I let the situation simmer down and then show my children that disobedience to their parents is disobeying God and His precepts. God has put parents over the child. In the Greek the word is hupakouo: they are to subordinate themselves to mom and dad. Ephesians 6:1-2 are clear, “Children, obey your parents in the Lord, for this is right.” And here is the clincher, “Honor your father and mother”… “so that it may go well with you…” I continue to try to explain and instill the idea in my kids that this God’s blueprint for…a God glorifying family. It pleases God.

It is interesting to note that Jesus willfully subordinated Himself to the Father and it brought honor to the Father. I tell this to my children. What did the Father do for His Son in Philippians 2? He “exalted him to the highest place and gave him the name that is above every name.”In John 17:1 we see reciprocity between the Father and the Son and a desire to be bring honor to one another. This is what I try to do for my wife and my children and will continue to do. I will continue to behave in a manner that best glorifies God first, and my wife and children second. Ironically, I believe that by doing the first, the second falls into place by default. This then leads to my last application.

Ephesians 6:4b- “…instead, bring them up in the training and instruction of the Lord."

This especially speaks to my heart since I believe I am also being called to teach the body of the Church at large. I really need to get this right at home before trying to move on to large things. The Bible is clear on this premise (1 Timothy 3:4-5)- An elder/leader, “must manage his own family well and see that his children obey him”… “If anyone does not know how to manage his own family, how can he take care of God’s church?”To a lesser extent Luke 12:48.

Along with keeping emotions in subjection to the will of God through prayer and deliberate controlled behavior I need to plan and educate my children in Biblical precepts outlined in the Bible. As with all three of these applications there is the importance of time spent in prayer and meditation with the Lord. It is paramount and critical to all my other relationships that I maintain and build the one with God. A family (and Church) is a symphony of many different pieces and moving parts. A spiritually choreographed symphony and Christ is the tuning fork. He is the key we need to be tuned to and this is where the prayer and meditation on God and His precepts are critical. It is my time to tune to God’s note. Tune to His will. As a common starting point for the Church, the family, the husband, wife and child it grounds all in harmony…in Christ.
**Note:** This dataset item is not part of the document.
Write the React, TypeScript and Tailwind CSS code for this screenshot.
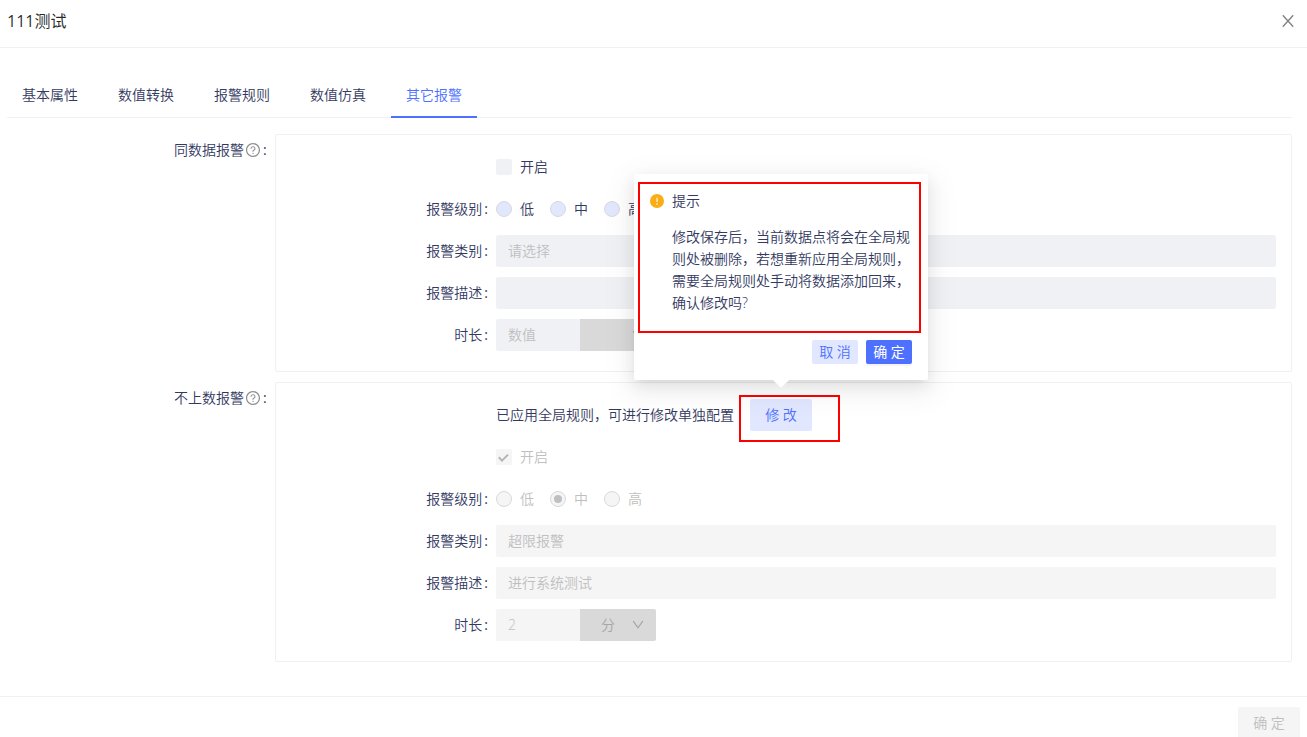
import { useState } from "react";
import type { ReactNode } from "react";

const TABS = ["基本属性", "数值转换", "报警规则", "数值仿真", "其它报警"];
const LEVELS = ["低", "中", "高"];

function QuestionIcon() {
  return (
    <svg viewBox="64 64 896 896" className="ml-0.5 size-3.5 shrink-0 fill-[#8c8c8c]" aria-hidden="true">
      <path d="M512 64C264.6 64 64 264.6 64 512s200.6 448 448 448 448-200.6 448-448S759.4 64 512 64zm0 820c-205.4 0-372-166.6-372-372s166.6-372 372-372 372 166.6 372 372-166.6 372-372 372z" />
      <path d="M623.6 316.7C593.6 290.4 554 276 512 276s-81.6 14.5-111.6 40.7C369.2 344 352 380.7 352 420v7.6c0 4.4 3.6 8 8 8h48c4.4 0 8-3.6 8-8V420c0-44.1 43.1-80 96-80s96 35.9 96 80c0 31.1-22 59.6-56.1 72.7-21.2 8.1-39.2 22.3-52.1 40.9-13.1 19-19.9 41.8-19.9 64.9V620c0 4.4 3.6 8 8 8h48c4.4 0 8-3.6 8-8v-22.7a48.3 48.3 0 0130.9-44.8c59-22.7 97.1-74.7 97.1-132.5.1-39.3-17.1-76-48.3-103.3zM472 732a40 40 0 1080 0 40 40 0 10-80 0z" />
    </svg>
  );
}

function CloseIcon() {
  return (
    <svg viewBox="0 0 12 12" className="size-3" fill="none" stroke="#7f7f7f" strokeWidth="1.4" aria-hidden="true">
      <path d="M0.8 0.3L11.2 11.7M11.2 0.3L0.8 11.7" />
    </svg>
  );
}

function Chevron() {
  return (
    <svg
      viewBox="0 0 12 12"
      className="pointer-events-none absolute right-3 top-2.5 size-3"
      fill="none"
      stroke="#a6a6a6"
      strokeWidth="1.2"
      aria-hidden="true"
    >
      <path d="M1.2 2.2L6 8.8L10.8 2.2" />
    </svg>
  );
}

function WarnIcon() {
  return (
    <svg viewBox="0 0 14 14" className="mt-1 size-3.5 shrink-0" aria-hidden="true">
      <circle cx="7" cy="7" r="7" fill="#faad14" />
      <rect x="6.5" y="3.4" width="1.1" height="4.6" rx="0.5" fill="#fff" />
      <circle cx="7" cy="10" r="0.8" fill="#fff" />
    </svg>
  );
}

function Row({ label, htmlFor, children }: { label?: string; htmlFor?: string; children: ReactNode }) {
  return (
    <div className="grid grid-cols-[5fr_19fr]">
      <div className="flex h-8 items-center justify-end pr-2">
        {label && (
          <label htmlFor={htmlFor} className="flex gap-0.5 whitespace-nowrap">
            {label}
            <span className="font-normal">:</span>
          </label>
        )}
      </div>
      <div className="flex h-8 min-w-0 items-center">{children}</div>
    </div>
  );
}

function Section({ title, children }: { title: string; children: ReactNode }) {
  return (
    <section className="grid grid-cols-[5fr_19fr]">
      <h2 className="flex h-8 items-center justify-end pr-2">
        {title}
        <QuestionIcon />
        <span className="ml-[3px] font-normal">:</span>
      </h2>
      <div className="flex min-w-0 flex-col gap-2.5 rounded-xs border border-[#f0f0f0] px-[15px] pt-4 pb-5">
        {children}
      </div>
    </section>
  );
}

interface AlarmProps {
  id: string;
  locked?: boolean;
  enabled?: boolean;
  level?: string;
  category?: string;
  description?: string;
  duration?: string;
  unit?: string;
}

function AlarmFields({ id, locked, enabled, level, category, description, duration, unit }: AlarmProps) {
  const [checked, setChecked] = useState(!!enabled);
  const [picked, setPicked] = useState(level ?? "");

  const field = locked ? "bg-[#f5f5f5] text-[#bfbfbf]" : "bg-[#f0f1f5] text-[#33395f]";
  const text = locked ? "text-[#bfbfbf]" : "";

  return (
    <>
      <Row>
        <label className={`flex items-center gap-2 ${text}`}>
          <span className="relative flex size-4">
            <input
              type="checkbox"
              checked={checked}
              disabled={locked}
              onChange={(e) => setChecked(e.target.checked)}
              className={`size-4 appearance-none rounded-xs ${locked ? "bg-[#f5f5f5]" : "bg-[#f0f1f5]"}`}
            />
            {checked && (
              <svg
                viewBox="0 0 16 16"
                className="pointer-events-none absolute inset-0 size-4"
                fill="none"
                stroke="#b5b5b5"
                strokeWidth="2"
                aria-hidden="true"
              >
                <path d="M2.8 8.2L6 11.6L12 5.6" />
              </svg>
            )}
          </span>
          开启
        </label>
      </Row>
      <Row label="报警级别">
        <div className="flex gap-4">
          {LEVELS.map((l) => (
            <label key={l} className={`flex items-center gap-2 ${text}`}>
              <span className="relative flex size-4">
                <input
                  type="radio"
                  name={`${id}-level`}
                  checked={picked === l}
                  disabled={locked}
                  onChange={() => setPicked(l)}
                  className={`size-4 appearance-none rounded-full border border-[#d9d9d9] ${locked ? "bg-[#f5f5f5]" : "bg-[#e1e7ff]"}`}
                />
                {picked === l && (
                  <span className="pointer-events-none absolute inset-1 rounded-full bg-[#bfbfbf]" />
                )}
              </span>
              {l}
            </label>
          ))}
        </div>
      </Row>
      <Row label="报警类别" htmlFor={`${id}-category`}>
        <select
          id={`${id}-category`}
          disabled={locked}
          className={`h-8 w-full appearance-none rounded-xs px-3 opacity-100 ${field} ${category ? "" : "text-[#bfbfbf]"}`}
        >
          <option>{category ?? "请选择"}</option>
        </select>
      </Row>
      <Row label="报警描述" htmlFor={`${id}-description`}>
        <input
          id={`${id}-description`}
          type="text"
          defaultValue={description}
          disabled={locked}
          className={`h-8 w-full rounded-xs px-3 pb-0.5 ${field}`}
        />
      </Row>
      <Row label="时长" htmlFor={`${id}-duration`}>
        <input
          id={`${id}-duration`}
          type="text"
          placeholder="数值"
          defaultValue={duration}
          disabled={locked}
          className={`h-8 w-21 rounded-l-xs px-3 pb-0.5 placeholder:text-[#bfbfbf] ${field}`}
        />
        <div className="relative">
          <select
            aria-label="时长单位"
            disabled={locked}
            className="h-8 w-19 appearance-none rounded-r-xs bg-[#d9d9d9] px-[21px] text-[#a6a6a6] opacity-100"
          >
            <option>{unit ?? ""}</option>
          </select>
          <Chevron />
        </div>
      </Row>
    </>
  );
}

function ConfirmPopover({ onClose }: { onClose: () => void }) {
  return (
    <div
      role="dialog"
      aria-label="提示"
      className="absolute bottom-full left-1/2 z-10 mb-[19px] w-[294px] -translate-x-1/2 rounded-xs bg-white p-4 shadow-[0_3px_6px_-4px_rgba(0,0,0,0.12),0_6px_16px_0_rgba(0,0,0,0.08),0_9px_28px_8px_rgba(0,0,0,0.05)]"
    >
      <div className="flex gap-2">
        <WarnIcon />
        <div>
          <div>提示</div>
          <p className="mt-3.5">
            修改保存后，当前数据点将会在全局规则处被删除，若想重新应用全局规则，需要全局规则处手动将数据添加回来，确认修改吗?
          </p>
        </div>
      </div>
      <div className="mt-[26px] flex justify-end gap-2">
        <button type="button" onClick={onClose} className="h-6 w-[46px] rounded-xs bg-[#e1e7ff] text-[#4d70ff]">
          取 消
        </button>
        <button
          type="button"
          onClick={onClose}
          className="h-6 w-[46px] rounded-xs bg-[#4d70ff] font-normal text-white shadow-[0_2px_0_rgba(0,0,0,0.04)]"
        >
          确 定
        </button>
      </div>
      {/* arrow */}
      <svg viewBox="0 0 16 8" className="absolute top-full left-1/2 h-2 w-4 -translate-x-1/2 fill-white" aria-hidden="true">
        <path d="M0 0H16L9 7Q8 7.8 7 7Z" />
      </svg>
      <div className="pointer-events-none absolute top-2 right-[7px] left-1 h-[151px] border-2 border-[#ff0000]" />
    </div>
  );
}

export default function App() {
  const [active, setActive] = useState("其它报警");
  const [confirming, setConfirming] = useState(true);

  return (
    <div
      lang="zh-CN"
      className="flex h-screen flex-col overflow-hidden bg-white font-['Open_Sans','Noto_Sans_CJK_SC',sans-serif] text-sm/[22px] font-[350] text-[#33395f]"
    >
      <header className="flex h-12 shrink-0 items-center justify-between border-b border-[#f0f0f0] pr-[13px] pb-1.5 pl-[7px]">
        <h1 className="text-base font-normal text-black/85">111测试</h1>
        <button type="button" aria-label="关闭">
          <CloseIcon />
        </button>
      </header>

      <main className="min-h-0 flex-1 overflow-y-auto pt-6 pr-[15px] pl-[7px]">
        <nav role="tablist" className="flex gap-2.5 border-b border-[#f0f0f0]">
          {TABS.map((tab) => (
            <button
              key={tab}
              type="button"
              role="tab"
              aria-selected={tab === active}
              onClick={() => setActive(tab)}
              className={`-mb-px h-[46px] border-b-2 px-[15px] pt-0.5 ${
                tab === active ? "border-[#4d70ff] text-[#4d70ff]" : "border-transparent"
              }`}
            >
              {tab}
            </button>
          ))}
        </nav>

        <form className="mt-4 flex flex-col gap-2.5">
          <Section title="同数据报警">
            <AlarmFields id="same" />
          </Section>

          <Section title="不上数报警">
            <Row>
              <span className="whitespace-nowrap">已应用全局规则，可进行修改单独配置</span>
              <div className="relative ml-4">
                <button
                  type="button"
                  onClick={() => setConfirming(true)}
                  className="h-8 w-[62px] rounded-xs bg-[#e1e7ff] text-[#4d70ff]"
                >
                  修 改
                </button>
                <div className="pointer-events-none absolute -top-1 -left-[11px] h-[47px] w-[101px] border-2 border-[#ff0000]" />
                {confirming && <ConfirmPopover onClose={() => setConfirming(false)} />}
              </div>
            </Row>
            <AlarmFields
              id="missing"
              locked
              enabled
              level="中"
              category="超限报警"
              description="进行系统测试"
              duration="2"
              unit="分"
            />
          </Section>
        </form>
      </main>

      <footer className="flex h-[41px] shrink-0 items-start justify-end border-t border-[#f0f0f0] pt-2.5 pr-[7px]">
        <button type="button" disabled className="h-8 w-[62px] shrink-0 rounded-xs bg-[#f5f5f5] text-[#bfbfbf]">
          确 定
        </button>
      </footer>
    </div>
  );
}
Once this is accomplished I then need to systematically explain not only to my children but also my wife the ideas outlined in the Bible and apply them in a way and explain them in a way exactly as I have here in this paper.

Generally I have found these three areas of applications are areas of entrenchment for my sin and thereby have become footholds for the enemy. I need to implement or continue the plans I have stated in this paper before this sin starts fortifying their hold on me.

To wrap up the last two posts Prisoner For Christ III & IV I will do it in an easy to remember formula.


Children In Christ + Parents In Christ = God Honoring Family in Christ
Families in Christ = Church in Christ
Church In Christ = Spreads the Gospel…and glories the Father
God relies on time proven method to spread Gospel: A Family in Christ Jesus


Deuteronomy 6:4-9 Hear, O Israel: The LORD our God, the LORD is one. Love the LORD your God with all your heart and with all your soul and with all your strength. These commandments that I give you today are to be on your hearts. Impress them on your children. Talk about them when you sit at home and when you walk along the road, when you lie down and when you get up.